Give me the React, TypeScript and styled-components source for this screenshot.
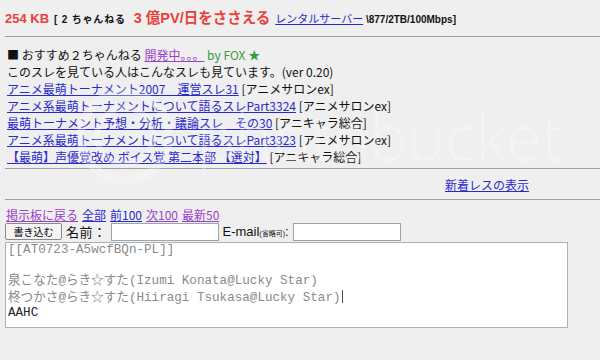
import React from 'react';
import styled, { createGlobalStyle } from 'styled-components';

const GlobalStyle = createGlobalStyle`
  html, body {
    margin: 0;
    padding: 0;
    background: #efefef;
  }
  body {
    font-family: 'Noto Sans CJK JP', 'Liberation Sans', sans-serif;
    font-size: 12px;
    color: #111;
  }
`;

const Page = styled.div`
  position: relative;
  width: 600px;
  height: 360px;
  overflow: hidden;
  padding: 0 0 0 5px;
  box-sizing: border-box;
`;

const TopBar = styled.div`
  display: flex;
  align-items: baseline;
  height: 36px;
  padding-top: 6px;
  box-sizing: border-box;
  white-space: nowrap;
`;

const Size = styled.b`
  color: #e8413a;
  font-family: 'Liberation Sans', sans-serif;
  font-size: 13px;
  margin-right: 5px;
`;

const Small = styled.b<{ $spaced?: boolean }>`
  font-size: 10px;
  font-family: 'Liberation Sans', 'Noto Sans CJK JP', sans-serif;
  letter-spacing: ${(p) => (p.$spaced ? '0.8px' : '0')};
  margin-right: ${(p) => (p.$spaced ? '8px' : '0')};
`;

const Slogan = styled.b`
  color: #e8413a;
  font-size: 14.5px;
  font-family: 'Liberation Sans', 'Noto Sans CJK JP', sans-serif;
  margin-right: 5px;
`;

const HeadLink = styled.a`
  color: #2a2acc;
  font-size: 11px;
  text-decoration: underline;
`;

const Rule = styled.hr`
  border: 0;
  border-top: 1px solid #a0a0a0;
  margin: 0;
`;

const Block = styled.div`
  padding: 9px 0 3px 2px;
  line-height: 17px;
`;

const Line = styled.div`
  white-space: nowrap;
`;

const Link = styled.a<{ $visited?: boolean }>`
  color: ${(p) => (p.$visited ? '#9a3fc8' : '#2a2acc')};
  text-decoration: underline;
`;

const Green = styled.span`
  color: #3a9a3a;
`;

const Newest = styled.div`
  height: 30px;
  display: flex;
  align-items: center;
  padding-left: 440px;
`;

const Nav = styled.div`
  display: flex;
  gap: 4px;
  padding: 7px 0 0 1px;
  line-height: 16px;
`;

const FormRow = styled.div`
  display: flex;
  align-items: center;
  gap: 4px;
  height: 19px;
  margin-top: -1px;
`;

const Button = styled.button`
  width: 57px;
  height: 17px;
  padding: 0;
  font-size: 10px;
  font-family: 'Noto Sans CJK JP', sans-serif;
  background: #f4f4f4;
  border: 1px solid #8a8a8a;
  border-radius: 2px;
  line-height: 14px;
`;

const Label = styled.span<{ $spaced?: boolean }>`
  font-size: 13px;
  letter-spacing: ${(p) => (p.$spaced ? '0.5px' : '0')};
  font-family: 'Liberation Sans', 'Noto Sans CJK JP', sans-serif;
`;

const Tiny = styled.span`
  font-size: 7px;
`;

const Input = styled.div`
  width: 108px;
  height: 18px;
  background: #fff;
  border: 1px solid #9aa4ae;
  box-sizing: border-box;
`;

const TextArea = styled.div`
  width: 563px;
  height: 86px;
  margin-top: 1px;
  background: #fff;
  border: 1px solid #a8b0b8;
  box-sizing: border-box;
  padding: 0 2px;
  font-family: 'Liberation Mono', 'Noto Sans CJK JP', monospace;
  font-size: 12.6px;
  line-height: 15.5px;
  color: #8a8a8a;
  white-space: pre;
`;

const Dark = styled.span`
  color: #222;
`;

const Caret = styled.span`
  display: inline-block;
  width: 1px;
  height: 13px;
  background: #555;
  vertical-align: -2px;
  margin-left: 1px;
`;

const Watermark = styled.div`
  position: absolute;
  left: 75px;
  top: 86px;
  display: flex;
  align-items: center;
  gap: 22px;
  opacity: 0.3;
  pointer-events: none;
`;

const Mark = styled.span`
  font-family: 'Open Sans', 'Liberation Sans', sans-serif;
  font-size: 64px;
  font-weight: 300;
  color: #fff;
`;

const App = (): JSX.Element => (
  <Page>
    <GlobalStyle />
    <TopBar>
      <Size>254 KB</Size>
      <Small $spaced>[ 2 ちゃんねる</Small>
      <Slogan>3 億PV/日をささえる</Slogan>
      <HeadLink href="#">レンタルサーバー</HeadLink>
      <Small>&nbsp;\877/2TB/100Mbps]</Small>
    </TopBar>
    <Rule />
    <Block>
      <Line>
        ■ おすすめ２ちゃんねる <Link href="#" $visited>開発中。。。</Link> <Green>by FOX ★</Green>
      </Line>
      <Line>このスレを見ている人はこんなスレも見ています。(ver 0.20)</Line>
      <Line>
        <Link href="#">アニメ最萌トーナメント2007　運営スレ31</Link> [アニメサロンex]
      </Line>
      <Line>
        <Link href="#">アニメ系最萌トーナメントについて語るスレPart3324</Link> [アニメサロンex]
      </Line>
      <Line>
        <Link href="#">最萌トーナメント予想・分析・議論スレ　その30</Link> [アニキャラ総合]
      </Line>
      <Line>
        <Link href="#">アニメ系最萌トーナメントについて語るスレPart3323</Link> [アニメサロンex]
      </Line>
      <Line>
        <Link href="#">【最萌】声優覚改め ボイス覚 第二本部 【選対】</Link> [アニキャラ総合]
      </Line>
    </Block>
    <Rule />
    <Newest>
      <Link href="#">新着レスの表示</Link>
    </Newest>
    <Rule />
    <Nav>
      <Link href="#" $visited>掲示板に戻る</Link>
      <Link href="#">全部</Link>
      <Link href="#">前100</Link>
      <Link href="#" $visited>次100</Link>
      <Link href="#" $visited>最新50</Link>
    </Nav>
    <FormRow>
      <Button>書き込む</Button>
      <Label $spaced>名前：</Label>
      <Input />
      <Label>
        E-mail<Tiny>(省略可)</Tiny>:
      </Label>
      <Input />
    </FormRow>
    <TextArea>
      {'[[AT0723-A5wcfBQn-PL]]\n\n泉こなた@らき☆すた(Izumi Konata@Lucky Star)\n柊つかさ@らき☆すた(Hiiragi Tsukasa@Lucky Star)'}
      <Caret />
      {'\n'}
      <Dark>AAHC</Dark>
    </TextArea>
    <Watermark>
      <svg width="100" height="100" viewBox="0 0 100 100">
        <circle cx="50" cy="50" r="44" fill="none" stroke="#fff" strokeWidth="8" />
        <circle cx="50" cy="50" r="28" fill="none" stroke="#fff" strokeWidth="6" />
      </svg>
      <Mark>photobucket</Mark>
    </Watermark>
  </Page>
);

export default App;
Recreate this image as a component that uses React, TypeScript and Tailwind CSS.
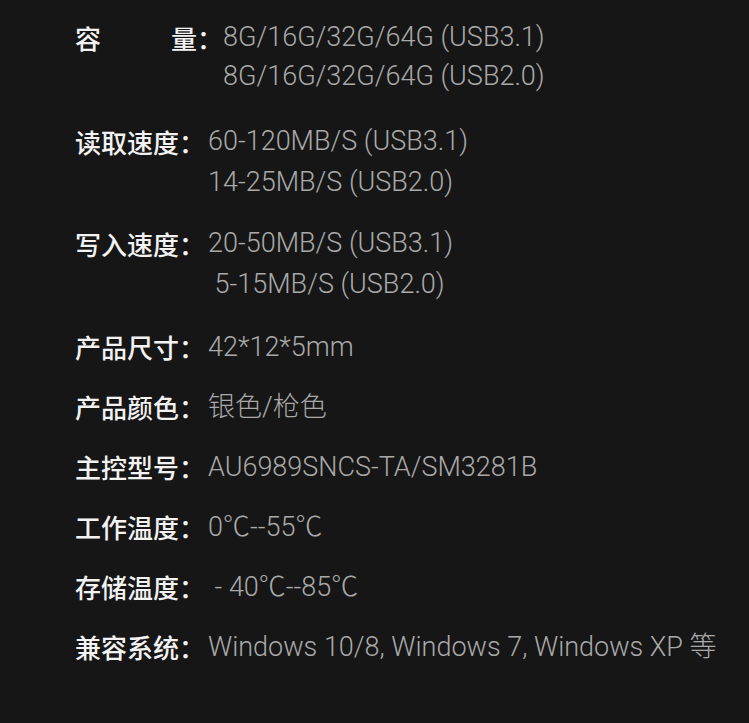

—————

[TO DO] Make a word-for-word copy of the entries, without any pictures.

[EXERCISE ANSWER]
Give me the React, TypeScript and styled-components source for this screenshot.
import React from 'react';
import styled, { createGlobalStyle } from 'styled-components';

const GlobalStyle = createGlobalStyle`
  html, body {
    margin: 0;
    padding: 0;
    background: #efefef;
  }
  body {
    font-family: 'Noto Sans CJK JP', 'Liberation Sans', sans-serif;
    font-size: 12px;
    color: #111;
  }
`;

const Page = styled.div`
  position: relative;
  width: 600px;
  height: 360px;
  overflow: hidden;
  padding: 0 0 0 5px;
  box-sizing: border-box;
`;

const TopBar = styled.div`
  display: flex;
  align-items: baseline;
  height: 36px;
  padding-top: 6px;
  box-sizing: border-box;
  white-space: nowrap;
`;

const Size = styled.b`
  color: #e8413a;
  font-family: 'Liberation Sans', sans-serif;
  font-size: 13px;
  margin-right: 5px;
`;

const Small = styled.b<{ $spaced?: boolean }>`
  font-size: 10px;
  font-family: 'Liberation Sans', 'Noto Sans CJK JP', sans-serif;
  letter-spacing: ${(p) => (p.$spaced ? '0.8px' : '0')};
  margin-right: ${(p) => (p.$spaced ? '8px' : '0')};
`;

const Slogan = styled.b`
  color: #e8413a;
  font-size: 14.5px;
  font-family: 'Liberation Sans', 'Noto Sans CJK JP', sans-serif;
  margin-right: 5px;
`;

const HeadLink = styled.a`
  color: #2a2acc;
  font-size: 11px;
  text-decoration: underline;
`;

const Rule = styled.hr`
  border: 0;
  border-top: 1px solid #a0a0a0;
  margin: 0;
`;

const Block = styled.div`
  padding: 9px 0 3px 2px;
  line-height: 17px;
`;

const Line = styled.div`
  white-space: nowrap;
`;

const Link = styled.a<{ $visited?: boolean }>`
  color: ${(p) => (p.$visited ? '#9a3fc8' : '#2a2acc')};
  text-decoration: underline;
`;

const Green = styled.span`
  color: #3a9a3a;
`;

const Newest = styled.div`
  height: 30px;
  display: flex;
  align-items: center;
  padding-left: 440px;
`;

const Nav = styled.div`
  display: flex;
  gap: 4px;
  padding: 7px 0 0 1px;
  line-height: 16px;
`;

const FormRow = styled.div`
  display: flex;
  align-items: center;
  gap: 4px;
  height: 19px;
  margin-top: -1px;
`;

const Button = styled.button`
  width: 57px;
  height: 17px;
  padding: 0;
  font-size: 10px;
  font-family: 'Noto Sans CJK JP', sans-serif;
  background: #f4f4f4;
  border: 1px solid #8a8a8a;
  border-radius: 2px;
  line-height: 14px;
`;

const Label = styled.span<{ $spaced?: boolean }>`
  font-size: 13px;
  letter-spacing: ${(p) => (p.$spaced ? '0.5px' : '0')};
  font-family: 'Liberation Sans', 'Noto Sans CJK JP', sans-serif;
`;

const Tiny = styled.span`
  font-size: 7px;
`;

const Input = styled.div`
  width: 108px;
  height: 18px;
  background: #fff;
  border: 1px solid #9aa4ae;
  box-sizing: border-box;
`;

const TextArea = styled.div`
  width: 563px;
  height: 86px;
  margin-top: 1px;
  background: #fff;
  border: 1px solid #a8b0b8;
  box-sizing: border-box;
  padding: 0 2px;
  font-family: 'Liberation Mono', 'Noto Sans CJK JP', monospace;
  font-size: 12.6px;
  line-height: 15.5px;
  color: #8a8a8a;
  white-space: pre;
`;

const Dark = styled.span`
  color: #222;
`;

const Caret = styled.span`
  display: inline-block;
  width: 1px;
  height: 13px;
  background: #555;
  vertical-align: -2px;
  margin-left: 1px;
`;

const Watermark = styled.div`
  position: absolute;
  left: 75px;
  top: 86px;
  display: flex;
  align-items: center;
  gap: 22px;
  opacity: 0.3;
  pointer-events: none;
`;

const Mark = styled.span`
  font-family: 'Open Sans', 'Liberation Sans', sans-serif;
  font-size: 64px;
  font-weight: 300;
  color: #fff;
`;

const App = (): JSX.Element => (
  <Page>
    <GlobalStyle />
    <TopBar>
      <Size>254 KB</Size>
      <Small $spaced>[ 2 ちゃんねる</Small>
      <Slogan>3 億PV/日をささえる</Slogan>
      <HeadLink href="#">レンタルサーバー</HeadLink>
      <Small>&nbsp;\877/2TB/100Mbps]</Small>
    </TopBar>
    <Rule />
    <Block>
      <Line>
        ■ おすすめ２ちゃんねる <Link href="#" $visited>開発中。。。</Link> <Green>by FOX ★</Green>
      </Line>
      <Line>このスレを見ている人はこんなスレも見ています。(ver 0.20)</Line>
      <Line>
        <Link href="#">アニメ最萌トーナメント2007　運営スレ31</Link> [アニメサロンex]
      </Line>
      <Line>
        <Link href="#">アニメ系最萌トーナメントについて語るスレPart3324</Link> [アニメサロンex]
      </Line>
      <Line>
        <Link href="#">最萌トーナメント予想・分析・議論スレ　その30</Link> [アニキャラ総合]
      </Line>
      <Line>
        <Link href="#">アニメ系最萌トーナメントについて語るスレPart3323</Link> [アニメサロンex]
      </Line>
      <Line>
        <Link href="#">【最萌】声優覚改め ボイス覚 第二本部 【選対】</Link> [アニキャラ総合]
      </Line>
    </Block>
    <Rule />
    <Newest>
      <Link href="#">新着レスの表示</Link>
    </Newest>
    <Rule />
    <Nav>
      <Link href="#" $visited>掲示板に戻る</Link>
      <Link href="#">全部</Link>
      <Link href="#">前100</Link>
      <Link href="#" $visited>次100</Link>
      <Link href="#" $visited>最新50</Link>
    </Nav>
    <FormRow>
      <Button>書き込む</Button>
      <Label $spaced>名前：</Label>
      <Input />
      <Label>
        E-mail<Tiny>(省略可)</Tiny>:
      </Label>
      <Input />
    </FormRow>
    <TextArea>
      {'[[AT0723-A5wcfBQn-PL]]\n\n泉こなた@らき☆すた(Izumi Konata@Lucky Star)\n柊つかさ@らき☆すた(Hiiragi Tsukasa@Lucky Star)'}
      <Caret />
      {'\n'}
      <Dark>AAHC</Dark>
    </TextArea>
    <Watermark>
      <svg width="100" height="100" viewBox="0 0 100 100">
        <circle cx="50" cy="50" r="44" fill="none" stroke="#fff" strokeWidth="8" />
        <circle cx="50" cy="50" r="28" fill="none" stroke="#fff" strokeWidth="6" />
      </svg>
      <Mark>photobucket</Mark>
    </Watermark>
  </Page>
);

export default App;
Recreate this image as a component that uses React, TypeScript and Tailwind CSS.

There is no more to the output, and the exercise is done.